The latest book to claim this connection between 20th-century physics and religious mysticism is "Nature Loves to Hide," by physicist Shimon Malin. I must admit I haven't found previous attempts along this line to be very convincing. But Malin avoids the major errors that have marred other books of this kind and offers the reader a fascinating introduction to the strange world of quantum physics and its wider implications.
One error that Malin avoids is the claim that philosophical and theological conclusions can be deduced from the science itself. Modern physics consists of mathematical equations and prediction-making procedures that are neither theological nor philosophical. Thus, we can draw such conclusions only if someone adds an interpretation to the bare physics and then connects this interpretation with some larger system of thought.

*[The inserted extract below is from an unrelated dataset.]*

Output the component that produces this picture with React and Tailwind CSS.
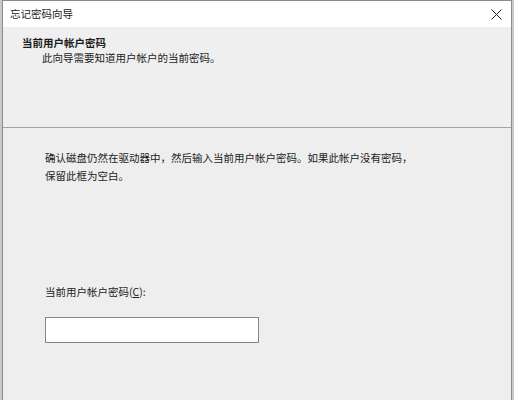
import React from "react";

const font = { fontFamily: '"Noto Sans CJK SC", "Noto Sans", sans-serif' };

export default function App() {
  return (
    <div className="w-[514px] h-[400px] bg-[#c9c9c9] overflow-hidden pl-[2px] pr-[2px]" style={font}>
      <div className="h-full flex flex-col border border-b-0 border-[#8c8c8c] bg-[#eeeeee] text-[#1c1c1c] text-[10.5px]">
        {/* title bar */}
        <div className="h-[26px] shrink-0 bg-white flex items-center justify-between pl-[7px] pr-[9px]">
          <span className="leading-[14px] text-[#222]">忘记密码向导</span>
          <svg width="11" height="11" viewBox="0 0 11 11" className="text-[#222]">
            <path d="M0.5 0.5 L10.5 10.5 M10.5 0.5 L0.5 10.5" stroke="currentColor" strokeWidth="1" />
          </svg>
        </div>

        {/* header */}
        <div className="h-[101px] shrink-0 bg-[#efefef] border-b border-[#a3a3a3] pt-[8px] pl-[19px]">
          <div className="font-bold leading-[15px]">当前用户帐户密码</div>
          <div className="leading-[15px] pl-[20px]">此向导需要知道用户帐户的当前密码。</div>
        </div>

        {/* body */}
        <div className="flex-1 pt-[21px] pl-[42px]">
          <div className="leading-[18px]">
            <div>确认磁盘仍然在驱动器中，然后输入当前用户帐户密码。如果此帐户没有密码，</div>
            <div>保留此框为空白。</div>
          </div>
          <div className="mt-[98px] leading-[18px]">
            当前用户帐户密码(<span className="underline">C</span>):
          </div>
          <input
            type="password"
            className="mt-[16px] block w-[214px] h-[26px] bg-white border border-[#7a8794] outline-none"
          />
        </div>
      </div>
    </div>
  );
}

Although Malin argues passionately and persuasively that the bare physics is suggestive of his own mystical vision, he does not make the mistake of implying that his system can be deduced from the theory. "Although quantum mechanics is not a comprehensive world view," he writes, "it is replete with suggestions."
Malin also won my confidence by acknowledging that not all physicists draw the same conclusions from quantum theory, and he summarizes alternatives to his own view.
Unfortunately, some of Malin's predecessors have ignored this lack of agreement and the technical nature of physics itself in order to claim that quantum physics proves matter to be a purely mental phenomenon. To be accurate, they should say that one of several competing interpretations places the transition from the quantum to the everyday realm inside human consciousness. They should also admit that there are unanswered objections to this interpretation and that it has few followers in the physics community.
In Malin's more believable interpretation, the transition to the everyday realm occurs outside of consciousness when "nature makes a choice." Then, an invisible network of evolving possibilities suddenly becomes an observable event. Thus, Malin leads his readers to a novel but still objective definition of matter: "According to Newtonian physics," he writes, "matter is made of enduring objects called 'atoms.' By contrast, according to quantum mechanics, the basic units of the physical world are events that flash in and out of existence."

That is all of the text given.